___ Data section ___

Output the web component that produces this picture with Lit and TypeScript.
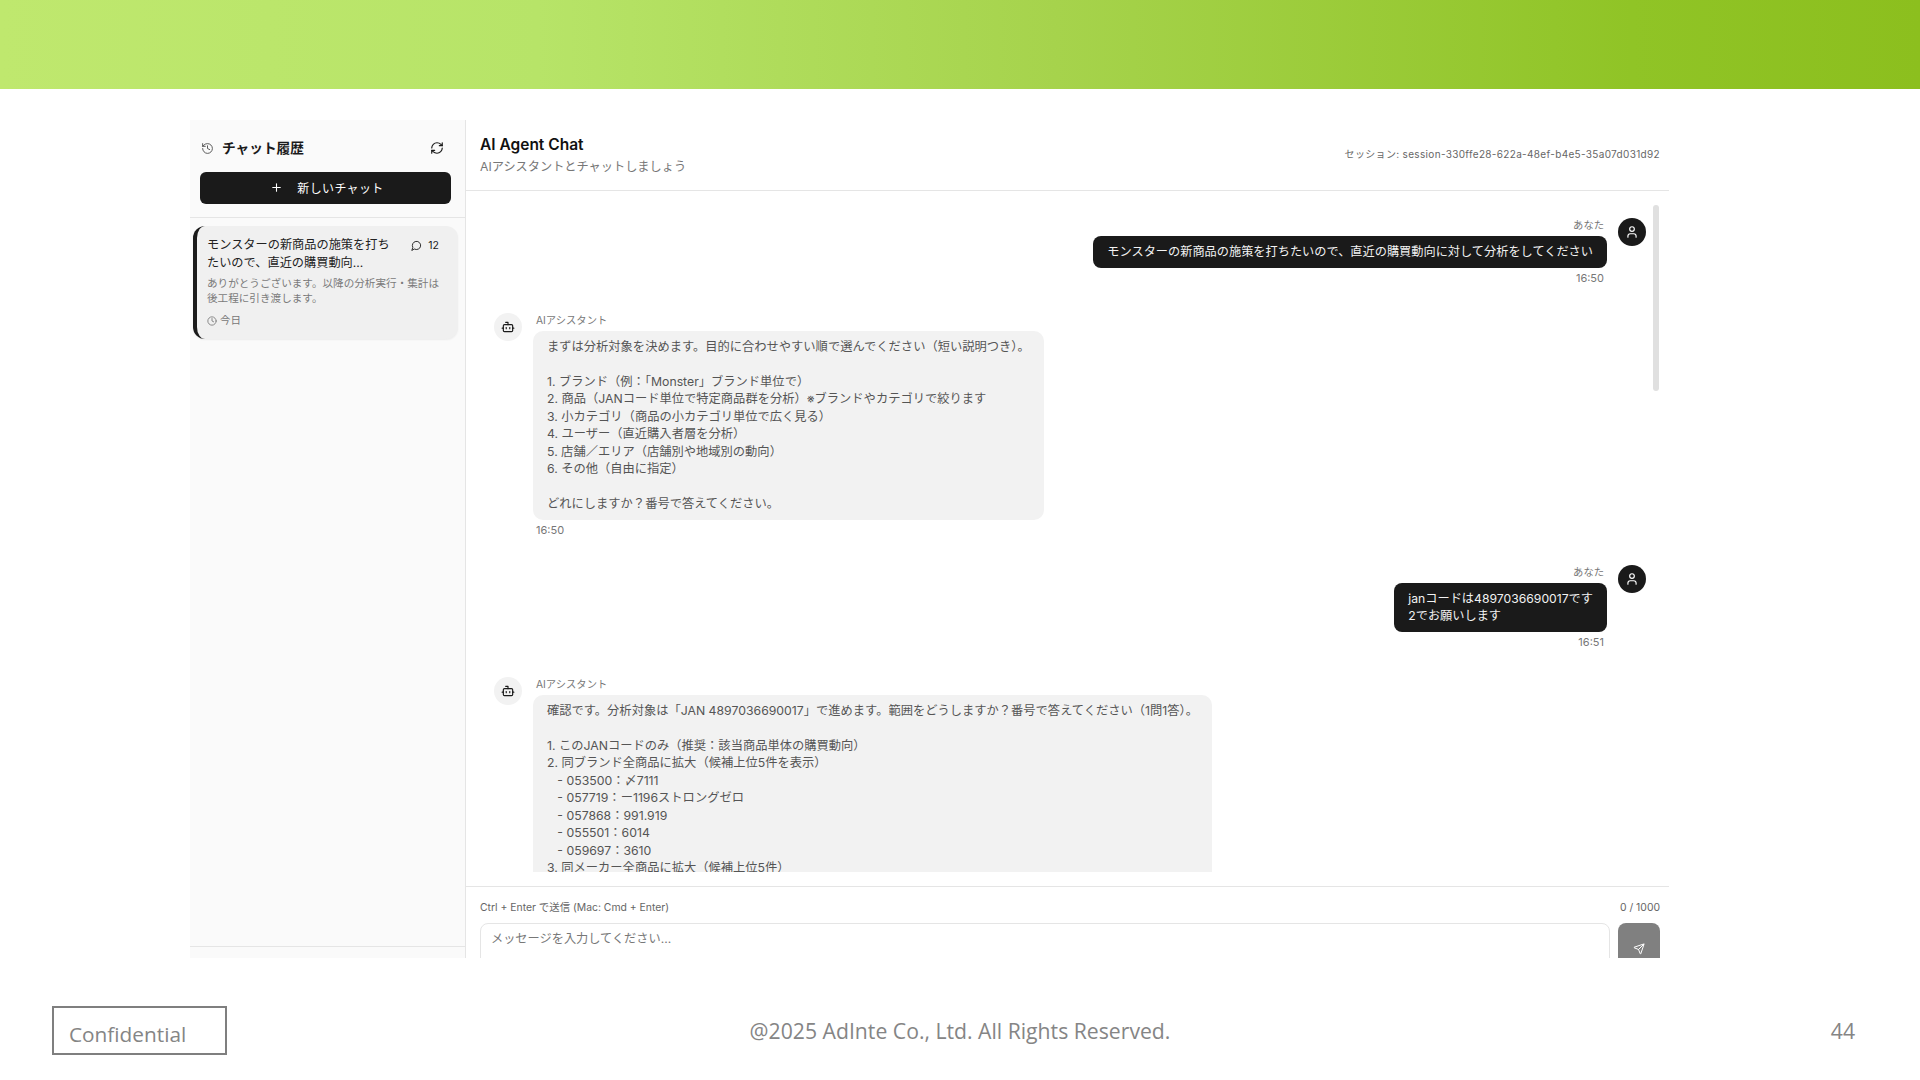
import { LitElement, html, css, svg } from "lit";
import { customElement } from "lit/decorators.js";

const icon = (body: unknown, cls = "") => html`<svg class="ic ${cls}" viewBox="0 0 24 24" fill="none" stroke="currentColor" stroke-width="2" stroke-linecap="round" stroke-linejoin="round">${body}</svg>`;
const I = {
  history: svg`<path d="M3 12a9 9 0 1 0 9-9 9.75 9.75 0 0 0-6.74 2.74L3 8"/><path d="M3 3v5h5"/><path d="M12 7v5l4 2"/>`,
  refresh: svg`<path d="M3 12a9 9 0 0 1 9-9 9.75 9.75 0 0 1 6.74 2.74L21 8"/><path d="M21 3v5h-5"/><path d="M21 12a9 9 0 0 1-9 9 9.75 9.75 0 0 1-6.74-2.74L3 16"/><path d="M8 16H3v5"/>`,
  plus: svg`<path d="M5 12h14"/><path d="M12 5v14"/>`,
  msg: svg`<path d="M7.9 20A9 9 0 1 0 4 16.1L2 22Z"/>`,
  clock: svg`<circle cx="12" cy="12" r="10"/><polyline points="12 6 12 12 16 14"/>`,
  bot: svg`<path d="M12 8V4H8"/><rect width="16" height="12" x="4" y="8" rx="2"/><path d="M2 14h2"/><path d="M20 14h2"/><path d="M15 13v2"/><path d="M9 13v2"/>`,
  user: svg`<path d="M19 21v-2a4 4 0 0 0-4-4H9a4 4 0 0 0-4 4v2"/><circle cx="12" cy="7" r="4"/>`,
  send: svg`<path d="M14.536 21.686a.5.5 0 0 0 .937-.024l6.5-19a.496.496 0 0 0-.635-.635l-19 6.5a.5.5 0 0 0-.024.937l7.93 3.18a2 2 0 0 1 1.112 1.11z"/><path d="m21.854 2.147-10.94 10.939"/>`,
};

const A1 = `まずは分析対象を決めます。目的に合わせやすい順で選んでください（短い説明つき）。

1. ブランド（例：「Monster」ブランド単位で）
2. 商品（JANコード単位で特定商品群を分析）※ブランドやカテゴリで絞ります
3. 小カテゴリ（商品の小カテゴリ単位で広く見る）
4. ユーザー（直近購入者層を分析）
5. 店舗／エリア（店舗別や地域別の動向）
6. その他（自由に指定）

どれにしますか？番号で答えてください。`;
const A2 = `確認です。分析対象は「JAN 4897036690017」で進めます。範囲をどうしますか？番号で答えてください（1問1答）。

1. このJANコードのみ（推奨：該当商品単体の購買動向）
2. 同ブランド全商品に拡大（候補上位5件を表示）
   - 053500：〆7111
   - 057719：ー1196ストロングゼロ
   - 057868：991.919
   - 055501：6014
   - 059697：3610
3. 同メーカー全商品に拡大（候補上位5件）`;

@customElement("app-root")
export class AppRoot extends LitElement {
  static styles = css`
    :host { display: block; width: 1920px; height: 1080px; overflow: hidden; background: #fff; color: #1a1a1a;
      font-family: "Inter", "Noto Sans CJK JP", sans-serif; }
    * { box-sizing: border-box; }
    .ic { display: block; flex: none; width: 12px; height: 12px; }
    .banner { height: 89px; background: linear-gradient(90deg, #bfe86e 0%, #b7e468 28%, #a6d34c 55%, #90c426 85%, #8cbf1e 100%); }
    .stage { padding: 31px 0 0 190px; }
    .app { width: 1479px; height: 838px; display: flex; overflow: hidden; }

    .side { width: 276px; flex: none; background: #fafafa; border-right: 1px solid #e5e5e5; display: flex; flex-direction: column; }
    .side-head { padding: 18px 14px 14px 10px; border-bottom: 1px solid #e5e5e5; height: 98px; }
    .side-title { display: flex; align-items: center; height: 20px; padding: 0 7px 0 1px; }
    .side-title .hist { width: 13px; height: 13px; color: #444; stroke-width: 1.6; }
    .side-title b { font-size: 13.7px; font-weight: 700; margin-left: 8px; flex: 1; line-height: 20px; }
    .side-title .ref { width: 14px; height: 14px; }
    .new { margin-top: 14px; height: 32px; border-radius: 6px; background: #1a1a1a; color: #fff; font-size: 12px; letter-spacing: .35px;
      display: flex; align-items: center; justify-content: center; gap: 14px; padding: 0 0 2px 3px; }
    .new .ic { width: 13px; height: 13px; }
    .side-list { flex: 1; padding: 8px 7px 0 3px; border-bottom: 1px solid #e5e5e5; }
    .card { height: 113px; background: #f0f0f0; border-left: 4px solid #1a1a1a; border-radius: 12px; padding: 10px 10px 0 10px;
      box-shadow: 0 1px 2px rgba(0,0,0,.06); }
    .card-top { display: flex; justify-content: space-between; }
    .card-title { width: 186px; font-size: 12.2px; line-height: 18px; color: #222; }
    .count { display: flex; align-items: center; gap: 6px; height: 18px; font-size: 10.5px; margin-right: 9px; }
    .count .ic { width: 11px; height: 11px; }
    .prev { margin-top: 5px; font-size: 10.6px; line-height: 14.5px; color: #7a7a7a; }
    .when { margin-top: 8px; display: flex; align-items: center; gap: 3px; font-size: 10.5px; color: #777; line-height: 14px; }
    .when .ic { width: 10px; height: 10px; }
    .side-foot { height: 11px; }

    .main { flex: 1; min-width: 0; display: flex; flex-direction: column; background: #fff; }
    .head { height: 71px; flex: none; border-bottom: 1px solid #e5e5e5; padding: 15px 9px 0 14px; display: flex; justify-content: space-between; }
    .head h1 { margin: 0; font-size: 15.5px; line-height: 20px; font-weight: 600; color: #111; }
    .head p { margin: 3px 0 0; font-size: 12.2px; line-height: 18px; color: #777; }
    .sess { font-size: 10px; line-height: 14px; color: #666; margin-top: 12px; letter-spacing: .33px; }

    .msgs { position: relative; height: 681px; flex: none; overflow: hidden; padding: 27px 23.5px 0 28px; display: flex; flex-direction: column; gap: 28px; }
    .thumb { position: absolute; right: 10px; top: 14px; width: 6px; height: 186px; background: #e0e0e0; border-radius: 3px; }
    .row { display: flex; gap: 11px; flex: none; }
    .row.me { flex-direction: row-reverse; gap: 10.5px; }
    .av { width: 28px; height: 28px; border-radius: 50%; flex: none; display: flex; align-items: center; justify-content: center; }
    .row.ai .av { background: #f2f2f2; }
    .row.ai .av .ic { width: 14px; height: 14px; }
    .row.me .av { background: #1a1a1a; color: #fff; }
    .row.me .av .ic { width: 14px; height: 14px; }
    .col { display: flex; flex-direction: column; min-width: 0; }
    .row.me .col { align-items: flex-end; }
    .row.ai .col { align-items: flex-start; }
    .name, .time { line-height: 14px; color: #777; padding: 0 3px; }
    .name { font-size: 10.3px; margin-bottom: 4px; }
    .time { font-size: 11px; margin-top: 3px; }
    .bubble { border-radius: 8px; padding: 7px 14px; line-height: 17.5px; white-space: pre-wrap; }
    .row.me .bubble { background: #1a1a1a; color: #f2f2f2; font-size: 12.2px; }
    .row.ai .bubble { background: #f2f2f2; color: #555; border-radius: 10px; font-size: 12.27px; }

    .inp { flex: 1; border-top: 1px solid #e5e5e5; margin-top: 14px; padding: 14px 9px 0 14px; }
    .inp-top { display: flex; justify-content: space-between; font-size: 10.4px; line-height: 14px; color: #666; }
    .inp-row { display: flex; gap: 8px; margin-top: 8px; }
    .ta { flex: 1; height: 50px; border: 1px solid #e5e5e5; border-radius: 8px; padding: 7px 10px; font-size: 12.2px; line-height: 16px; color: #777; }
    .snd { width: 42px; height: 50px; border-radius: 8px; background: #808080; color: #fff; display: flex; align-items: center; justify-content: center; padding-top: 2px; }

    .foot { height: 122px; display: grid; grid-template-columns: 1fr auto 1fr; align-items: start; padding: 48px 52px 0 52px; color: #858585; }
    .conf { justify-self: start; width: 175px; height: 49px; border: 2.5px solid #7f7f7f; font-size: 20.8px; line-height: 52px; padding-left: 15px; font-family: "Open Sans", sans-serif; }
    .copy { font-size: 21.2px; line-height: 50px; font-family: "Open Sans", sans-serif; }
    .pg { justify-self: end; margin-right: 13px; font-size: 21.2px; line-height: 50px; font-family: "Open Sans", sans-serif; }
  `;

  private row(me: boolean, text: string, time: string) {
    return html`<div class="row ${me ? "me" : "ai"}">
      <div class="av">${icon(me ? I.user : I.bot)}</div>
      <div class="col">
        <div class="name">${me ? "あなた" : "AIアシスタント"}</div>
        <div class="bubble">${text}</div>
        <div class="time">${time}</div>
      </div>
    </div>`;
  }

  render() {
    return html`
      <div class="banner"></div>
      <div class="stage">
        <div class="app">
          <aside class="side">
            <div class="side-head">
              <div class="side-title">${icon(I.history, "hist")}<b>チャット履歴</b>${icon(I.refresh, "ref")}</div>
              <div class="new">${icon(I.plus)}<span>新しいチャット</span></div>
            </div>
            <div class="side-list">
              <div class="card">
                <div class="card-top">
                  <div class="card-title">モンスターの新商品の施策を打ちたいので、直近の購買動向...</div>
                  <div class="count">${icon(I.msg)}<span>12</span></div>
                </div>
                <div class="prev">ありがとうございます。以降の分析実行・集計は後工程に引き渡します。</div>
                <div class="when">${icon(I.clock)}<span>今日</span></div>
              </div>
            </div>
            <div class="side-foot"></div>
          </aside>
          <main class="main">
            <div class="head">
              <div><h1>AI Agent Chat</h1><p>AIアシスタントとチャットしましょう</p></div>
              <div class="sess">セッション: session-330ffe28-622a-48ef-b4e5-35a07d031d92</div>
            </div>
            <div class="msgs">
              <div class="thumb"></div>
              ${this.row(true, "モンスターの新商品の施策を打ちたいので、直近の購買動向に対して分析をしてください", "16:50")}
              ${this.row(false, A1, "16:50")}
              ${this.row(true, "janコードは4897036690017です\n2でお願いします", "16:51")}
              ${this.row(false, A2, "16:51")}
            </div>
            <div class="inp">
              <div class="inp-top"><span>Ctrl + Enter で送信 (Mac: Cmd + Enter)</span><span>0 / 1000</span></div>
              <div class="inp-row">
                <div class="ta">メッセージを入力してください...</div>
                <div class="snd">${icon(I.send)}</div>
              </div>
            </div>
          </main>
        </div>
      </div>
      <footer class="foot">
        <div class="conf">Confidential</div>
        <div class="copy">@2025 AdInte Co., Ltd. All Rights Reserved.</div>
        <div class="pg">44</div>
      </footer>
    `;
  }
}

___

## [Stated problem]
All lines above with "this" in them should be returned.

## [In response]
Output the web component that produces this picture with Lit and TypeScript.
              ${this.row(true, "モンスターの新商品の施策を打ちたいので、直近の購買動向に対して分析をしてください", "16:50")}
              ${this.row(false, A1, "16:50")}
              ${this.row(true, "janコードは4897036690017です\n2でお願いします", "16:51")}
              ${this.row(false, A2, "16:51")}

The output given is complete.